On Tue, Sep 7, 2010 at 1:20 PM, Marius Vollmer <marius.voll...@nokia.com>wrote:

> The thing that the MeeGo platform can contribute here is to require that
> all compliant MeeGo devices must have the standard repositories
> configured.  I am not sure whether that will be required.  Is it?  A
> related question is OS updates: Is a compliant MeeGo device required to
> have the OS update repositories configured?
>
> > In other words, if I buy an app from the Ovi Store, I don't want to
> > find out after buying it that it won't install because I needed to buy
> > some emoticons too.
>
> Yes, very true.  It's a problem of how the Store works and how it
> interacts with the on-device package management, but forbidding all 3rd
> party packages to require other 3rd party packages to solve it would be
> going too far, I'd say.
>
>
> Think of two games that share a common engine: when buying any one of
> the games, you will implicitly buy the engine, too, and the store will
> give you permission to download both the game package as well as the
> engine package.  Then when the game is installed, the engine is
> installed at the same time (invisibly to you).  When you buy the second
> game later, you already gave the engine.
>
> If we also figure out how to present updates to the engine package to
> the user, then this should work, no?
>

There are several points that need to be addressed if you are sharing
components/engines/etc

QA - a package can be tested with one version of the engine but that does
not necessarily mean it will work just as well with others, so an innocent
update to one can break the other (who said libsdl-ttf2.0 ?).

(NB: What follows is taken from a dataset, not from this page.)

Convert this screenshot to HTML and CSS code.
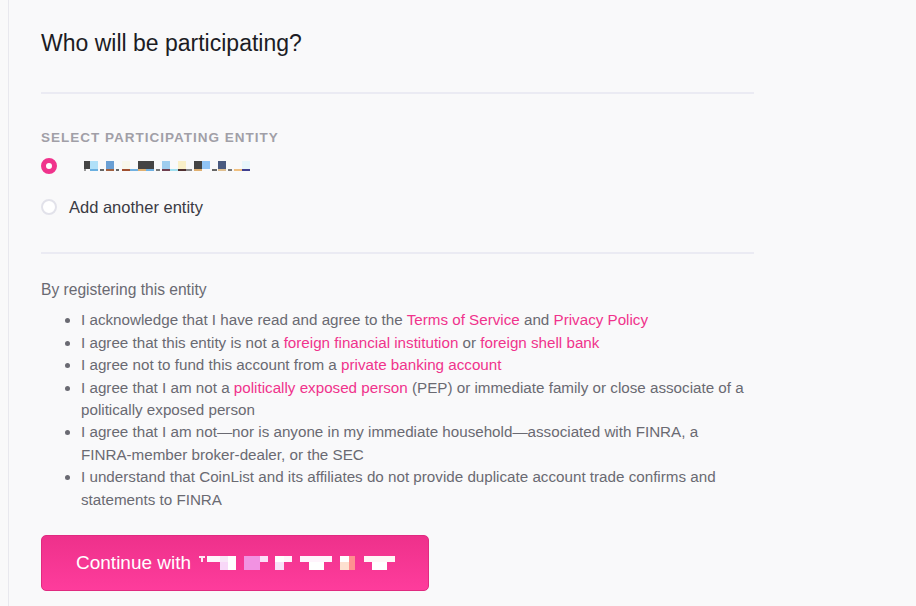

In Maemo this
worked most of the time mostly because we were reusing libraries from
desktop distro's where they usually already underwent some checks.

Security - to avoid leaking of user data (config, passwords) from one
package to the other - the fact that app A depends on Qt and app B depends
on Qt should not mean that B can read A's config/data automatically.

That's why most of the time these big, reusable runtimes and libraries are
part of the system - so that they can undergo serious testing, integration
checks and controlled updates. Now, before someone misunderstands this as an
argument NOT to allow dependencies on 3rd party packages - the whole point
is IF you have a shared repository, you must have a procedure/agreement of
how you update/modify/publish stuff there in order to prevent it from
becoming a jungle/huge pile of unsolvable intertwined dependencies.